The best of the Montgomery County Swim League was on display at Rockville Municipal Swim Center last night at the 33rd Coaches Invitational Long Course meet.
The top eight swimmers in each individual event competed against each other in the late-season all-star meet. The swimmers certainly proved they were the league’s elite, setting new Montgomery County Swim League records all night.
Lauren James, 12, of Poolesville set the meet record in the night’s second event, finishing the girls’ 12-and-under 200-meter individual medley in 2:32.58. Carderock Spring’s Charlotte Meyer, 14, did the same just two events later, in the girls 13-14 200-meter IM, shaving almost two seconds off the record with her 2:24.40 finish.
Tilden Woods’ Timmy Ellet, 8, set the record in the 8-and-under 50-meter freestyle with a time of 32.73, as did Caroline McTaggart, 12, of the Chevy Chase Recreation Association in 11-12 100-meter free with a time of 1:00.62 (Katie Ledecky, 12, of Palisades finished second in the race and also broke the existing record with her time of 1:00.97). Hallowell swimmer Brady Fox, 18, set a record in the 15-18 200-meter free, finishing in 1:54.53. He also lost a record when Flower Valley’s Jack Conger, 14, bested Fox’s old record in the 13-14 100-meter backstroke with a time of 59.15. Conger later broke another of Fox’s old records, in the 13-14 100-meter butterfly, with a time of 57.75. Palisades swimmer Grant Goddard, 12, broke the record in the 11-12 100-meter fly, finishing in 1:07.08, while Potomac Woods’ Kaitlin Mills, 17, broke the record in the 15-18 200-meter backstroke with a time of 2:19.14. (Woodley Gardens’ Ashleigh Ferguson, 15, also broke the record, finishing second with a time of 2:21.06).
“This is fastest meet besides metros, it’s literally the fastest of Montgomery County’s swimmers,” Mills said. “It shows that all our hard work pays off for something.”
Mills said that the meet was more intense than others because it is in the long-course format, meaning that it is swum in a 50-meter pool, rather than the 25-meter pool used for every other MCSL competition. All of the events are doubled, meaning that swimmers must work harder than usual to finish and to win.
“Everything is doubled, so it’s a much tougher challenge for the swimmers,” organizer Martin Cohen said. “You see some varying times and seeding changes because of it.”
The organizers use the long-course format for this event so swimmers could use their times to qualify for USA Swimming national meets and teams. It makes for a much more important meet than usual, according to Flower Valley swimmer Sarah Haase, 15.
“This is more serious,” Haase said. “It’s not so much team-oriented. It’s more about who’s first or who’s fastest.”

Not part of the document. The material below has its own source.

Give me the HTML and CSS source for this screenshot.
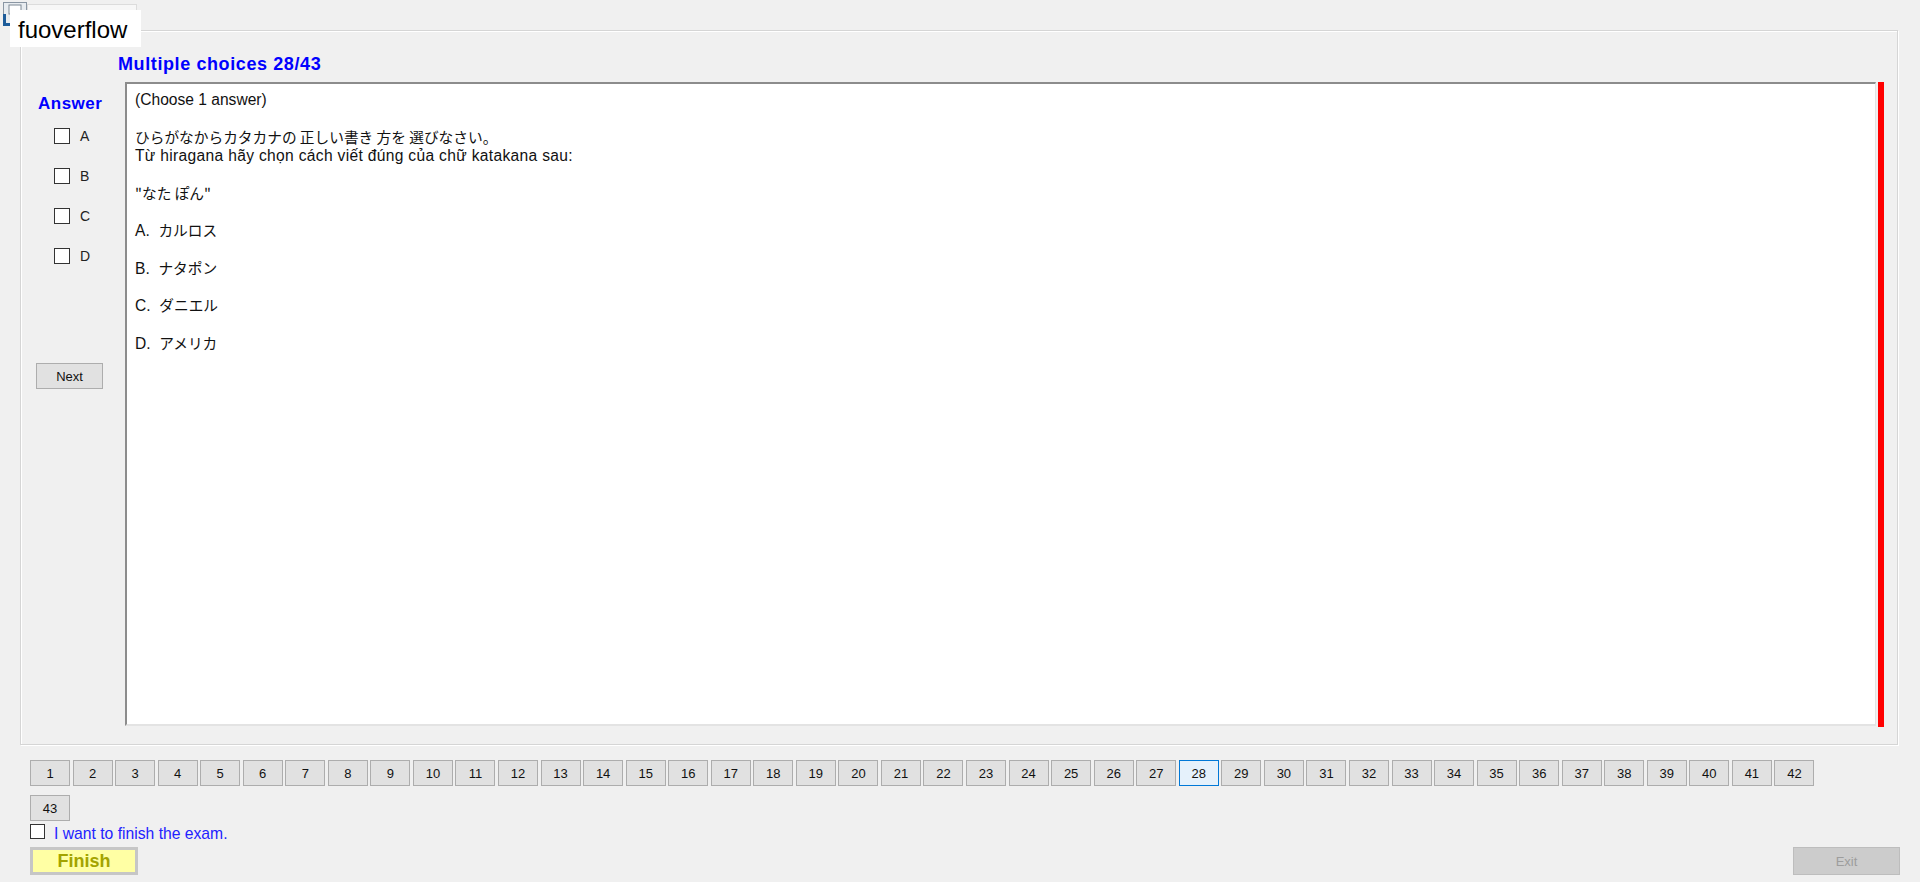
FILE: index.html
```html
<!DOCTYPE html>
<html lang="vi">
<head>
<meta charset="UTF-8">
<title>Exam</title>
<link rel="stylesheet" href="styles.css">
</head>
<body>
<!-- window icon + watermark label sit over the form -->
<div class="app-icon">
    <svg width="24" height="24" viewBox="0 0 24 24">
        <rect x="0.5" y="0.5" width="23" height="23" fill="#e8ecf0" stroke="#8a96a3"/>
        <rect x="6" y="3" width="12" height="9" fill="#fff" stroke="#7d8894"/>
        <path d="M1 12 V23 H12" fill="none" stroke="#1d5c9a" stroke-width="4"/>
    </svg>
</div>
<div class="caption-box"></div>
<div class="watermark">fuoverflow</div>

<div class="group">
    <div class="title">Multiple choices 28/43</div>
    <div class="exam-row">
        <div class="answer-col">
            <div class="answer-head">Answer</div>
            <div class="choices">
                <label class="choice"><span class="box"></span>A</label>
                <label class="choice"><span class="box"></span>B</label>
                <label class="choice"><span class="box"></span>C</label>
                <label class="choice"><span class="box"></span>D</label>
            </div>
            <button class="win-btn next-btn">Next</button>
        </div>
        <div class="question">
            <p>(Choose 1 answer)</p>
            <p><span class="jp">ひらがなからカタカナの 正しい書き 方を 選びなさい。</span><br><span class="vn">Từ hiragana hãy chọn cách viết đúng của chữ katakana sau:</span></p>
            <p><span class="jp">"なた ぽん"</span></p>
            <p>A.&nbsp; <span class="jp">カルロス</span></p>
            <p>B.&nbsp; <span class="jp">ナタポン</span></p>
            <p>C.&nbsp; <span class="jp">ダニエル</span></p>
            <p>D.&nbsp; <span class="jp">アメリカ</span></p>
        </div>
        <div class="red-bar"></div>
    </div>
</div>

<div class="nav">
    <button class="num">1</button><button class="num">2</button><button class="num">3</button><button class="num">4</button><button class="num">5</button><button class="num">6</button><button class="num">7</button><button class="num">8</button><button class="num">9</button><button class="num">10</button>
    <button class="num">11</button><button class="num">12</button><button class="num">13</button><button class="num">14</button><button class="num">15</button><button class="num">16</button><button class="num">17</button><button class="num">18</button><button class="num">19</button><button class="num">20</button>
    <button class="num">21</button><button class="num">22</button><button class="num">23</button><button class="num">24</button><button class="num">25</button><button class="num">26</button><button class="num">27</button><button class="num current">28</button><button class="num">29</button><button class="num">30</button>
    <button class="num">31</button><button class="num">32</button><button class="num">33</button><button class="num">34</button><button class="num">35</button><button class="num">36</button><button class="num">37</button><button class="num">38</button><button class="num">39</button><button class="num">40</button>
    <button class="num">41</button><button class="num">42</button><button class="num">43</button>
</div>

<label class="finish-check"><span class="box small"></span><span class="finish-text">I want to finish the exam.</span></label>

<div class="bottom-bar">
    <button class="finish-btn">Finish</button>
    <button class="exit-btn">Exit</button>
</div>
</body>
</html>
```

FILE: styles.css
```css
body {
    margin: 0;
    background: #f0f0f0;
    font-family: 'Liberation Sans', Arial, sans-serif;
    color: #111;
    overflow: hidden;
    position: relative;
}
.app-icon {
    position: absolute;
    left: 3px;
    top: 2px;
    width: 24px;
    height: 24px;
}
.caption-box {
    position: absolute;
    left: 27px;
    top: 4px;
    width: 108px;
    height: 12px;
    border: 1px solid #dcdcdc;
    border-bottom: none;
    background: #f7f7f7;
}
.watermark {
    position: absolute;
    left: 10px;
    top: 10px;
    height: 37px;
    padding: 3px 14px 0 8px;
    box-sizing: border-box;
    background: #fff;
    font-size: 24px;
    line-height: 34px;
    color: #000;
}
.group {
    margin: 30px 0 0 20px;
    width: 1878px;
    height: 715px;
    box-sizing: border-box;
    border: 1px solid #d5d5d5;
    box-shadow: inset 1px 1px 0 #fff, 1px 1px 0 #fff;
    padding-top: 22px;
}
.title {
    padding-left: 97px;
    font-size: 18px;
    line-height: 22px;
    font-weight: bold;
    letter-spacing: 0.6px;
    color: #0000ff;
}
.exam-row {
    display: flex;
    margin-top: 7px;
}
.answer-col {
    width: 104px;
    flex-shrink: 0;
}
.answer-head {
    margin-top: 12px;
    padding-left: 17px;
    font-size: 17px;
    line-height: 20px;
    font-weight: bold;
    letter-spacing: 0.5px;
    color: #0000ff;
}
.choices {
    display: flex;
    flex-direction: column;
    gap: 24px;
    margin-top: 14px;
    padding-left: 33px;
}
.choice {
    display: flex;
    align-items: center;
    height: 16px;
    font-size: 14px;
    color: #222;
}
.box {
    display: inline-block;
    width: 16px;
    height: 16px;
    box-sizing: border-box;
    border: 1px solid #333;
    background: #fff;
    margin-right: 10px;
}
.box.small {
    width: 15px;
    height: 15px;
    margin-right: 9px;
}
.win-btn {
    font-family: inherit;
    background: #e1e1e1;
    border: 1px solid #adadad;
    color: #111;
    padding: 0;
}
.next-btn {
    display: block;
    margin: 99px 0 0 15px;
    width: 67px;
    height: 26px;
    font-size: 13px;
}
.question {
    width: 1751px;
    height: 644px;
    box-sizing: border-box;
    background: #fff;
    border-top: 2px solid #8c8c8c;
    border-left: 2px solid #8c8c8c;
    border-right: 1px solid #e3e3e3;
    border-bottom: 2px solid #e3e3e3;
    padding: 7px 0 0 8px;
    font-size: 15.6px;
    line-height: 18.75px;
    color: #111;
}
.question p {
    margin: 0 0 18.75px;
}
.jp {
    font-family: 'Noto Sans CJK JP', sans-serif;
    font-size: 14.7px;
    line-height: 14px;
}
.vn {
    letter-spacing: 0.32px;
}
.red-bar {
    width: 6px;
    height: 645px;
    margin-left: 2px;
    background: #ff0000;
}
.nav {
    display: flex;
    flex-wrap: wrap;
    row-gap: 9px;
    width: 1800px;
    margin: 15px 0 0 30px;
}
.num {
    width: 40px;
    height: 26px;
    margin-right: 2.56px;
    padding: 0;
    box-sizing: border-box;
    background: #e1e1e1;
    border: 1px solid #adadad;
    font-family: inherit;
    font-size: 13px;
    color: #111;
}
.num.current {
    background: #e5f1fb;
    border-color: #0078d7;
}
.finish-check {
    display: flex;
    align-items: flex-start;
    margin: 3px 0 0 30px;
    height: 19px;
}
.finish-text {
    padding-top: 1px;
    font-size: 15.7px;
    line-height: 18px;
    color: #2222ff;
}
.bottom-bar {
    display: flex;
    justify-content: space-between;
    margin-top: 4px;
    padding: 0 20px 0 30px;
}
.finish-btn {
    width: 108px;
    height: 28px;
    box-sizing: border-box;
    border: 3px solid #c6c6c6;
    background: #ffffa4;
    color: #a3a300;
    font-family: inherit;
    font-size: 18px;
    font-weight: bold;
    padding: 0;
}
.exit-btn {
    width: 107px;
    height: 28px;
    box-sizing: border-box;
    border: 1px solid #bdbdbd;
    background: #cccccc;
    color: #9d9d9d;
    font-family: inherit;
    font-size: 13px;
    padding: 0;
}
```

The MCSL also recognized its introductory Hall of Fame class Tuesday night. The league, which celebrated its 50th anniversary last year, honored 32 of its founders, notable volunteers, coaches and swimmers with plaques. It was the first time back for some people who had been associated with the league long ago.

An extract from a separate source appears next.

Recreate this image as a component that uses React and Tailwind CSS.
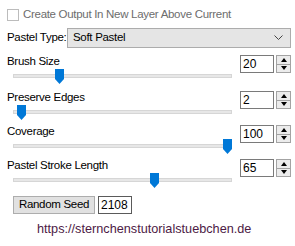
import React from "react";

const font = { fontFamily: '"Liberation Sans", Arial, sans-serif' };

function Spinner({ value }) {
  return (
    <div className="flex items-start gap-[2px]">
      <div className="flex h-[18px] w-[34px] items-center border border-[#7a7a7a] bg-white pl-[2px] text-[12px] leading-none text-black">
        {value}
      </div>
      <div className="flex h-[18px] w-[15px] flex-col border border-[#a3a3a3] bg-[#ececec]">
        <div className="flex flex-1 items-center justify-center border-b border-[#a3a3a3]">
          <svg width="6" height="4" viewBox="0 0 6 4">
            <polygon points="0,4 6,4 3,0" fill="#000" />
          </svg>
        </div>
        <div className="flex flex-1 items-center justify-center">
          <svg width="6" height="4" viewBox="0 0 6 4">
            <polygon points="0,0 6,0 3,4" fill="#000" />
          </svg>
        </div>
      </div>
    </div>
  );
}

function Slider({ value }) {
  const left = 17.5 + 2.1 * value - 4.5 - 13;
  return (
    <div className="relative ml-[6px] h-[20px] w-[219px]">
      <div className="absolute left-0 right-0 top-[6px] h-[4px] border border-[#d6d6d6] bg-[#e7e7e7]" />
      <svg
        className="absolute top-[1px]"
        style={{ left }}
        width="9"
        height="15"
        viewBox="0 0 9 15"
      >
        <polygon points="0,0 9,0 9,10 4.5,15 0,10" fill="#0078d7" />
      </svg>
    </div>
  );
}

function Group({ label, value, h }) {
  return (
    <div className={`flex ${h}`}>
      <div className="flex w-[233px] flex-col">
        <div className="h-[14px] whitespace-nowrap text-[11.5px] leading-[14px] tracking-[-0.3px] text-black">
          {label}
        </div>
        <Slider value={value} />
      </div>
      <div className="mt-[1px]">
        <Spinner value={value} />
      </div>
    </div>
  );
}

export default function App() {
  return (
    <div
      className="h-[246px] w-[295px] bg-white pl-[7px] pt-[8px]"
      style={font}
    >
      <div className="flex h-[13px] items-center gap-[4px]">
        <div className="h-[12px] w-[12px] border border-[#bcbcbc] bg-white" />
        <span className="whitespace-nowrap text-[11.5px] leading-none tracking-[-0.3px] text-[#6d6d6d]">
          Create Output In New Layer Above Current
        </span>
      </div>
      <div className="mt-[7px] flex h-[20px] items-center">
        <span className="w-[60px] whitespace-nowrap text-[11.5px] leading-none tracking-[-0.3px] text-black">
          Pastel Type:
        </span>
        <div className="flex h-[20px] w-[224px] items-center justify-between border border-[#acacac] bg-[#e5e5e5] pl-[5px] pr-[7px]">
          <span className="whitespace-nowrap text-[11.5px] leading-none tracking-[-0.3px] text-black">
            Soft Pastel
          </span>
          <svg width="9" height="6" viewBox="0 0 9 6">
            <polyline
              points="0.5,0.5 4.5,4.5 8.5,0.5"
              fill="none"
              stroke="#444"
              strokeWidth="1"
            />
          </svg>
        </div>
      </div>
      <div className="mt-[6px] flex flex-col">
        <Group label="Brush Size" value={20} h="h-[36px]" />
        <Group label="Preserve Edges" value={2} h="h-[34px]" />
        <Group label="Coverage" value={100} h="h-[34px]" />
        <Group label="Pastel Stroke Length" value={65} h="h-[34px]" />
      </div>
      <div className="mt-[4px] flex items-center gap-[3px] pl-[6px]">
        <div className="flex h-[18px] w-[82px] items-center justify-center whitespace-nowrap border border-[#adadad] bg-[#e1e1e1] text-[11.5px] leading-none tracking-[-0.3px] text-black">
          Random Seed
        </div>
        <div className="flex h-[18px] w-[34px] items-center border border-[#5a5a5a] bg-white pl-[2px] text-[12px] leading-none text-black">
          2108
        </div>
      </div>
      <div className="mt-[8px] whitespace-nowrap pl-[30px] text-[12.7px] leading-[15px] text-[#4d1a45]">
        https://sternchenstutorialstuebchen.de
      </div>
    </div>
  );
}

“It means a great deal for me to be here, see Bill Bullough, Clay Britt, people who were there then that are here today,” league founder Stan Tinkham said, as he looked around the room at the honorees. “That was such a fun time in my life.”
Tinkham, the 1956 U.S. Olympic swim team coach, said that he marveled at the organization of the league, and how efficiently it is run for such a large institution.
“We had 350 kids back then,” he said. “Now to see how important it is, how big it is — it’s an exciting time.”